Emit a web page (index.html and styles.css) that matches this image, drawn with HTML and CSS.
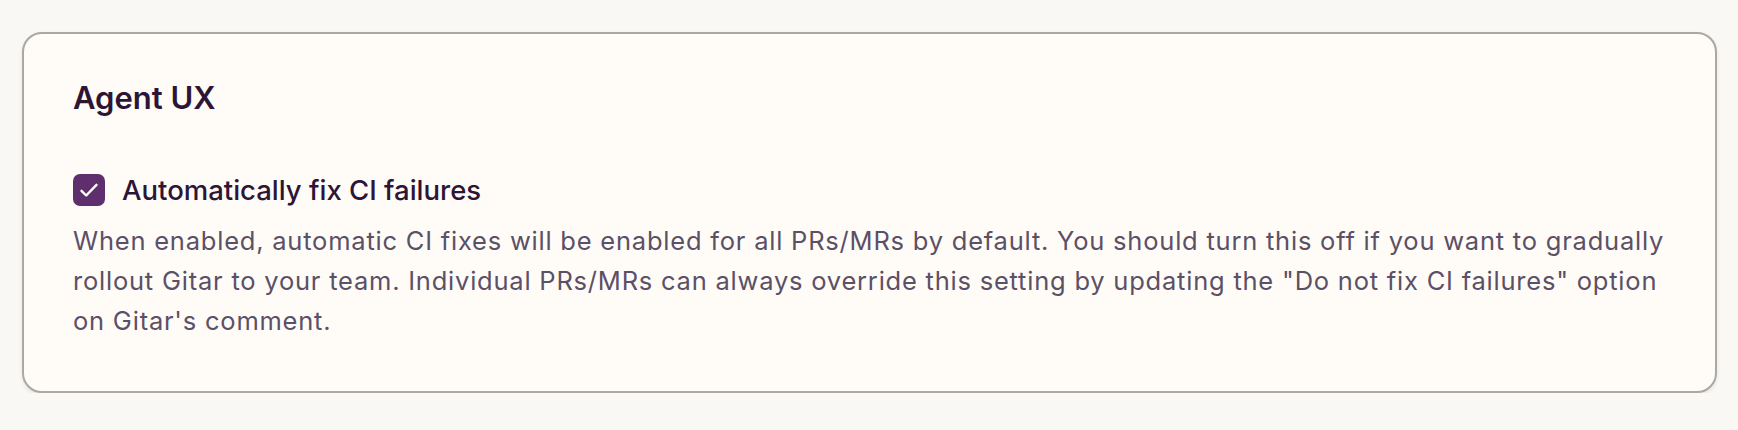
FILE: index.html
```html
<!DOCTYPE html>
<html lang="en">

<head>
    <meta charset="UTF-8">
    <title>Settings</title>

    <link rel="stylesheet" href="styles.css">
</head>

<body>
    <div class="card">
        <h2 class="card-title">Agent UX</h2>

        <label class="option">
            <span class="check">
                <svg width="32" height="32" viewBox="0 0 32 32" fill="none">
                    <path d="M8.5 16.8 L13.2 21.5 L23.5 10.8" stroke="#fff" stroke-width="2.4" stroke-linecap="round" stroke-linejoin="round" />
                </svg>
            </span>
            <span class="option-label">Automatically fix CI failures</span>
        </label>

        <p class="hint">When enabled, automatic CI fixes will be enabled for all PRs/MRs by default. You should turn this off if you want to gradually rollout Gitar to your team. Individual PRs/MRs can always override this setting by updating the "Do not fix CI failures" option on Gitar's comment.</p>
    </div>
</body>

</html>
```

FILE: styles.css
```css
body {
    font-family: Inter, "Noto Sans", sans-serif;
    background-color: #f9f8f5;
    margin: 0;
    padding: 32px 21px 0 22px;
}

.card {
    background-color: #fffcf8;
    border: 2px solid #aaa7a5;
    border-radius: 20px;
    box-shadow: 0px 2px 4px rgba(0, 0, 0, 0.08);
    padding: 46px 48px 50px 49px;
}

.card-title {
    font-size: 31px;
    font-weight: 600;
    line-height: 36px;
    color: #2d1535;
    margin: 0 0 58px 0;
}

.option {
    display: flex;
    align-items: center;
    gap: 17px;
    height: 32px;
}

.check {
    width: 32px;
    height: 32px;
    border-radius: 7px;
    background-color: #5f2e6d;
    display: flex;
}

.option-label {
    font-size: 27.5px;
    font-weight: 500;
    color: #2d1535;
}

.hint {
    font-size: 25.5px;
    letter-spacing: 0.78px;
    line-height: 40px;
    color: #5b5066;
    margin: 15px 0 0 0;
}
```
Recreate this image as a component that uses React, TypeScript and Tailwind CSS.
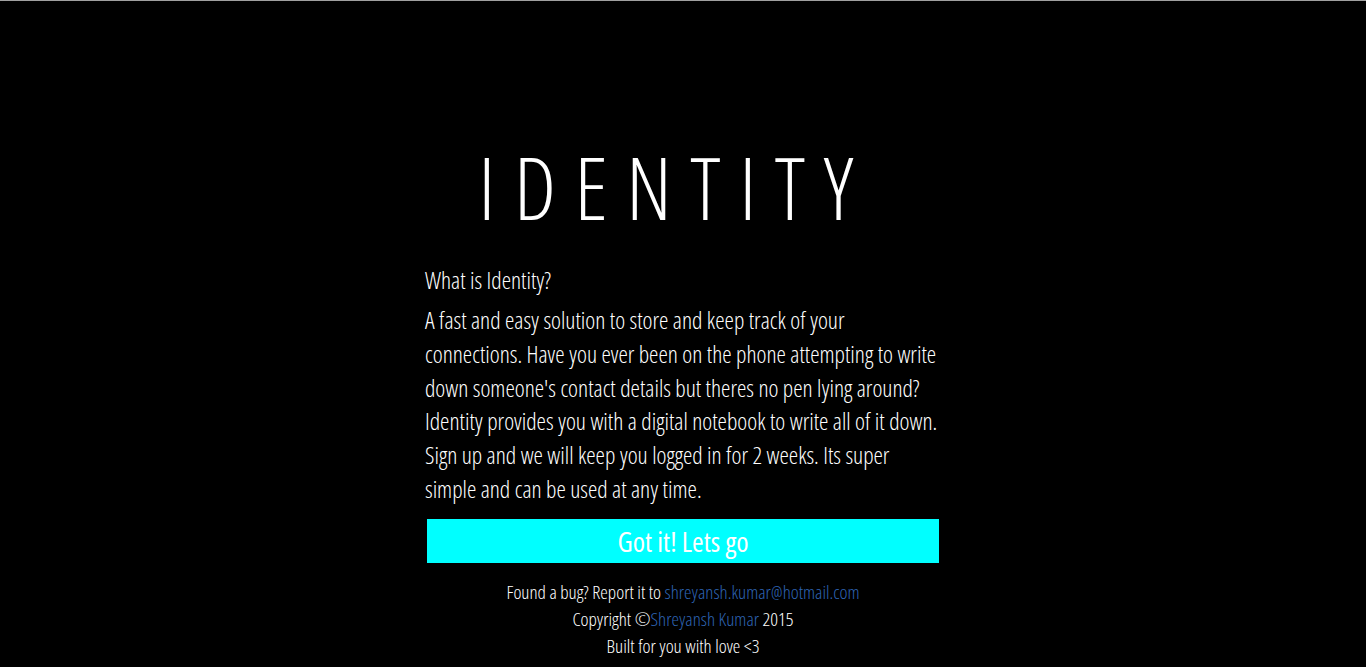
export default function App() {
  return (
    <div className="min-h-[667px] bg-black border-t border-[#a0a0a0] text-white font-['Open_Sans'] font-stretch-[75%] font-light">
      <div className="pt-[136px] pr-[16px] text-center">
        <h1 className="text-[86px] leading-[100px] font-light tracking-[18.5px]">IDENTITY</h1>
      </div>
      <div className="mx-auto w-[516px] mt-[28px]">
        <h4 className="text-[23.7px] leading-[30px]">What is Identity?</h4>
        <p className="mt-[9px] text-[23.7px] leading-[33.8px]">
          A fast and easy solution to store and keep track of your connections. Have you ever been on the phone attempting to write down someone's contact details but theres no pen lying around? Identity provides you with a digital notebook to write all of it down. Sign up and we will keep you logged in for 2 weeks. Its super simple and can be used at any time.
        </p>
        <button className="mt-[12px] mx-[2px] w-[512px] h-[44px] bg-[#00ffff] text-white text-[28px] font-normal leading-[44px]">
          Got it! Lets go
        </button>
      </div>
      <div className="mt-[16px] text-center text-[19px] leading-[27px]">
        <p>Found a bug? Report it to <a className="text-[#2e64b4]">shreyansh.kumar@hotmail.com</a></p>
        <p>Copyright ©<a className="text-[#2e64b4]">Shreyansh Kumar</a> 2015</p>
        <p>Built for you with love &lt;3</p>
      </div>
    </div>
  );
}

- - -

:: Objective ::
Give every line of the material that includes the string "index".

:: Answer to this exercise ::
Emit a web page (index.html and styles.css) that matches this image, drawn with HTML and CSS.
FILE: index.html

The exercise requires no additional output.